==== Information provided

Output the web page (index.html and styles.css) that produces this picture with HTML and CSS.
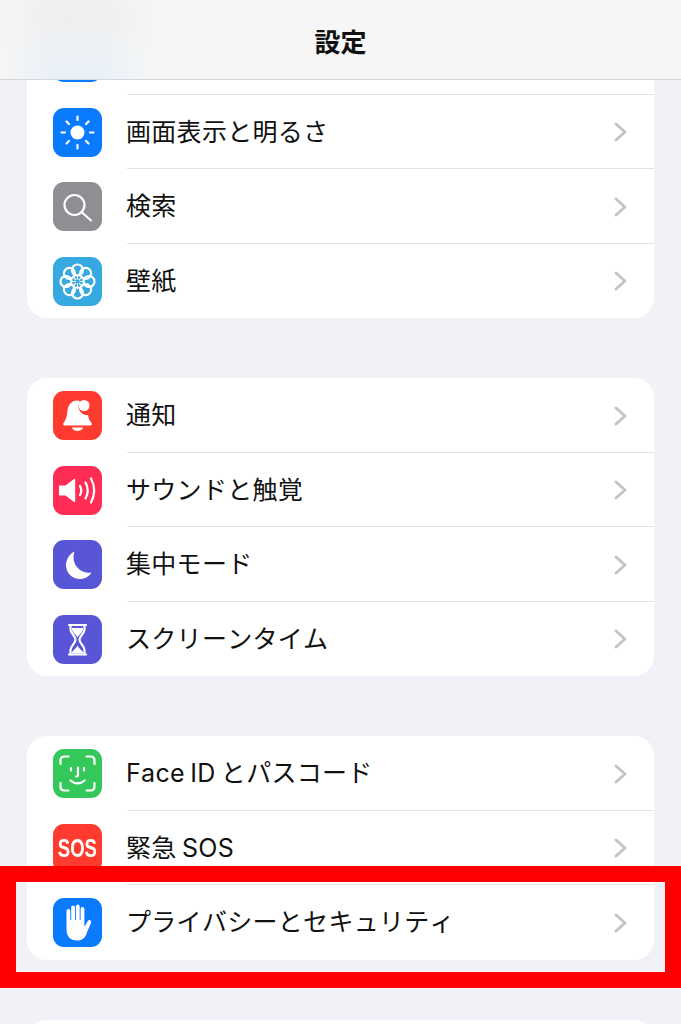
FILE: index.html
```html
<!DOCTYPE html>
<html lang="ja">
<head>
    <meta charset="UTF-8">
    <meta name="viewport" content="width=device-width, initial-scale=1.0">
    <title>設定</title>
    <link rel="stylesheet" href="styles.css">
</head>
<body>
    <header class="nav-bar">
        <div class="nav-blur"></div>
        <h1 class="nav-title">設定</h1>
    </header>

    <main class="settings">
        <section class="card">
            <!-- first row is scrolled under the nav bar, only the icon's bottom edge shows -->
            <div class="row">
                <div class="icon icon-blue"></div>
            </div>
            <div class="row">
                <svg class="icon icon-blue" viewBox="0 0 49 49">
                    <circle cx="24.5" cy="24.5" r="7" fill="#fff"/>
                    <path class="line" d="M24.5 8.500v3.500M24.500 37v3.500M8.500 24.500H12M37 24.500h3.500M13.500 13.500l2.500 2.500M33 33l2.500 2.500M13.500 35.500l2.500-2.500M33 16l2.500-2.500"/>
                </svg>
                <span class="row-label">画面表示と明るさ</span>
                <svg class="chevron" viewBox="0 0 14 20"><path d="M2 2l9 8-9 8"/></svg>
            </div>
            <div class="row">
                <svg class="icon icon-gray" viewBox="0 0 49 49">
                    <circle class="line" cx="21.500" cy="23" r="10"/>
                    <path class="line" d="M28.800 30.300L38 38.500"/>
                </svg>
                <span class="row-label">検索</span>
                <svg class="chevron" viewBox="0 0 14 20"><path d="M2 2l9 8-9 8"/></svg>
            </div>
            <div class="row">
                <svg class="icon icon-cyan" viewBox="0 0 49 49">
                    <g class="line">
                        <circle cx="24.500" cy="13" r="5.500"/>
                        <circle cx="32.600" cy="16.400" r="5.500"/>
                        <circle cx="36" cy="24.500" r="5.500"/>
                        <circle cx="32.600" cy="32.600" r="5.500"/>
                        <circle cx="24.500" cy="36" r="5.500"/>
                        <circle cx="16.400" cy="32.600" r="5.500"/>
                        <circle cx="13" cy="24.500" r="5.500"/>
                        <circle cx="16.400" cy="16.400" r="5.500"/>
                    </g>
                    <path class="line-thin" d="M24.500 17v15M17 24.500h15M19.200 19.200l10.600 10.600M19.200 29.800l10.600-10.600"/>
                    <circle cx="24.500" cy="24.500" r="2" fill="#36a9e1"/>
                </svg>
                <span class="row-label">壁紙</span>
                <svg class="chevron" viewBox="0 0 14 20"><path d="M2 2l9 8-9 8"/></svg>
            </div>
        </section>

        <section class="card">
            <div class="row">
                <svg class="icon icon-red" viewBox="0 0 49 49">
                    <path fill="#fff" d="M24.500 9.500c-6 0-9.500 4.500-10 10-.4 5.500-1.500 9.500-4 12.500-.8 1.200-.2 2.500 1.300 2.500h25.400c1.500 0 2.100-1.300 1.300-2.500-2-2.500-3-5-3.500-8-5 .5-9-3-9.500-8-.1-2 .5-4 1.500-5.500-.8-.6-1.600-1-2.500-1z"/>
                    <path fill="#fff" d="M19 36.500h11c-.5 2.200-2.800 3.500-5.500 3.500s-5-1.300-5.500-3.500z"/>
                    <circle cx="31" cy="14.500" r="5.500" fill="#fff"/>
                </svg>
                <span class="row-label">通知</span>
                <svg class="chevron" viewBox="0 0 14 20"><path d="M2 2l9 8-9 8"/></svg>
            </div>
            <div class="row">
                <svg class="icon icon-pink" viewBox="0 0 49 49">
                    <path fill="#fff" d="M7 19.500h5.500L21 13c.6-.4 1.200 0 1.200.7v21.600c0 .7-.6 1.100-1.200.7l-8.500-6.500H7c-.6 0-1-.4-1-1v-8c0-.6.4-1 1-1z"/>
                    <path class="line" d="M27 20c1.600 2.800 1.600 6.200 0 9M32.500 16.500c2.800 5 2.800 11 0 16M38 12.500c4 7.500 4 16.500 0 24"/>
                </svg>
                <span class="row-label">サウンドと触覚</span>
                <svg class="chevron" viewBox="0 0 14 20"><path d="M2 2l9 8-9 8"/></svg>
            </div>
            <div class="row">
                <svg class="icon icon-indigo" viewBox="0 0 49 49">
                    <path fill="#fff" d="M21.500 11.500c-.5 1.500-1 3.500-1 6 0 8.500 7 15.300 15.500 15.300 1 0 1.800-.1 2.500-.3-2.300 4-6.500 6.500-11.500 6.500-7.700 0-14-6-14-13.700 0-6 3.500-11.300 8.500-13.800z"/>
                </svg>
                <span class="row-label">集中モード</span>
                <svg class="chevron" viewBox="0 0 14 20"><path d="M2 2l9 8-9 8"/></svg>
            </div>
            <div class="row">
                <svg class="icon icon-indigo" viewBox="0 0 49 49">
                    <path class="line" d="M16 10h17M16 39.500h17"/>
                    <path class="line" d="M17.500 10v4.500c0 4 5 6.500 5 10.200s-5 6.300-5 10.300v4.500M31.500 10v4.500c0 4-5 6.500-5 10.200s5 6.300 5 10.300v4.500"/>
                    <path fill="#fff" d="M19 13h11v1.500c0 3-5.500 6-5.500 8.500 0-2.500-5.500-5.500-5.500-8.500zM18.500 38.500c0-2.500 6-5.500 6-8.500 0 3 6 6 6 8.500z"/>
                </svg>
                <span class="row-label">スクリーンタイム</span>
                <svg class="chevron" viewBox="0 0 14 20"><path d="M2 2l9 8-9 8"/></svg>
            </div>
        </section>

        <section class="card">
            <div class="row">
                <svg class="icon icon-green" viewBox="0 0 49 49">
                    <path class="line" d="M7.500 15v-3.500c0-2.500 1.500-4 4-4h4M33.500 7.500h4c2.500 0 4 1.500 4 4V15M41.500 34v3.500c0 2.500-1.500 4-4 4h-4M15.500 41.500h-4c-2.500 0-4-1.500-4-4V34"/>
                    <path class="line" d="M18 19v2.500M31 19v2.500M25 18.500v7.500c0 1-.6 1.500-2 1.500M17.500 31.500c4 3.800 10 3.800 14 0"/>
                </svg>
                <span class="row-label label-mixed">Face ID とパスコード</span>
                <svg class="chevron" viewBox="0 0 14 20"><path d="M2 2l9 8-9 8"/></svg>
            </div>
            <div class="row">
                <div class="icon icon-red icon-sos"><span>SOS</span></div>
                <span class="row-label label-mixed">緊急 SOS</span>
                <svg class="chevron" viewBox="0 0 14 20"><path d="M2 2l9 8-9 8"/></svg>
            </div>
            <div class="row">
                <svg class="icon icon-blue" viewBox="0 0 49 49">
                    <path fill="#fff" d="M13.500 13c0-1.200.8-2 1.900-2s1.900.8 1.900 2v9h.9V9.500c0-1.200.8-2 1.900-2s1.900.8 1.900 2V22h.9V8.500c0-1.200.8-2 1.900-2s1.900.8 1.900 2V22h.9V11c0-1.200.8-2 1.900-2s1.900.8 1.900 2v16.500c0 .5.500.6.800.2l2.400-4.400c.7-1.100 1.800-1.500 2.700-1 1 .5 1.200 1.500.7 2.600l-4.200 9.800C33 39 29.500 42.500 24 42.500c-6.500 0-10.500-4-10.500-11z"/>
                </svg>
                <span class="row-label">プライバシーとセキュリティ</span>
                <svg class="chevron" viewBox="0 0 14 20"><path d="M2 2l9 8-9 8"/></svg>
            </div>
        </section>

        <section class="card card-next"></section>
    </main>

    <div class="highlight"></div>
</body>
</html>
```

FILE: styles.css
```css
html, body {
    height: 100%;
}

body {
    position: relative;
    margin: 0;
    height: 1024px;
    overflow: hidden;
    background-color: #f1f1f8;
    color: #111;
    font-family: Inter, "Noto Sans CJK JP", sans-serif;
    font-kerning: none;
}

.nav-bar {
    position: absolute;
    top: 0;
    left: 0;
    right: 0;
    z-index: 2;
    height: 79px;
    display: flex;
    align-items: center;
    justify-content: center;
    overflow: hidden;
    background-color: #f6f6f6;
    border-bottom: 1px solid #d6d6d8;
}

.nav-blur {
    position: absolute;
    top: -10px;
    left: 25px;
    width: 105px;
    height: 120px;
    background: linear-gradient(180deg, #eeeeee 20%, #edf1f5 55%, #e6f1fc 85%);
    filter: blur(16px);
}

.nav-title {
    position: relative;
    margin: 0;
    padding-top: 2px;
    font-size: 26px;
    font-weight: 700;
}

.settings {
    display: flex;
    flex-direction: column;
    gap: 60px;
    padding: 20px 27px 0;
}

.card {
    background-color: #fff;
    border-radius: 20px;
    overflow: hidden;
    flex-shrink: 0;
}

.card-next {
    height: 150px;
}

.row {
    position: relative;
    box-sizing: border-box;
    height: 74.5px;
    display: flex;
    align-items: center;
    padding: 1px 26px 0 26px;
}

.row + .row::before {
    content: "";
    position: absolute;
    top: -1px;
    left: 100px;
    right: 0;
    height: 1px;
    background-color: #e2e2e4;
}

.row-label {
    flex-grow: 1;
    margin-left: 24px;
    font-size: 25px;
    line-height: 1;
    letter-spacing: 0.3px;
}

.label-mixed {
    word-spacing: -2px;
}

.icon {
    width: 49px;
    height: 49px;
    flex-shrink: 0;
    border-radius: 11px;
}

.icon-blue { background-color: #0a7aff; }
.icon-gray { background-color: #8e8e93; }
.icon-cyan { background-color: #36a9e1; }
.icon-red { background-color: #ff3b30; }
.icon-pink { background-color: #ff2d55; }
.icon-indigo { background-color: #5856d6; }
.icon-green { background-color: #34c759; }

.icon-sos {
    display: flex;
    align-items: center;
    justify-content: center;
    color: #fff;
    font-family: "Liberation Sans", sans-serif;
    font-size: 25px;
    font-weight: 700;
}

.icon-sos span {
    transform: scaleX(0.74);
}

.line {
    fill: none;
    stroke: #fff;
    stroke-width: 2.2;
    stroke-linecap: round;
    stroke-linejoin: round;
}

.line-thin {
    fill: none;
    stroke: #fff;
    stroke-width: 1.2;
}

.chevron {
    width: 14px;
    height: 20px;
    flex-shrink: 0;
    fill: none;
    stroke: #c4c4c7;
    stroke-width: 3;
    stroke-linecap: round;
    stroke-linejoin: round;
}

.highlight {
    position: absolute;
    top: 866px;
    left: 0;
    z-index: 3;
    box-sizing: border-box;
    width: 681px;
    height: 122px;
    border: 16px solid #ff0000;
}
```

========

— Exercise aim —
Count the lines above that contain the word "index", and give only that number.

— Answer to this problem —
4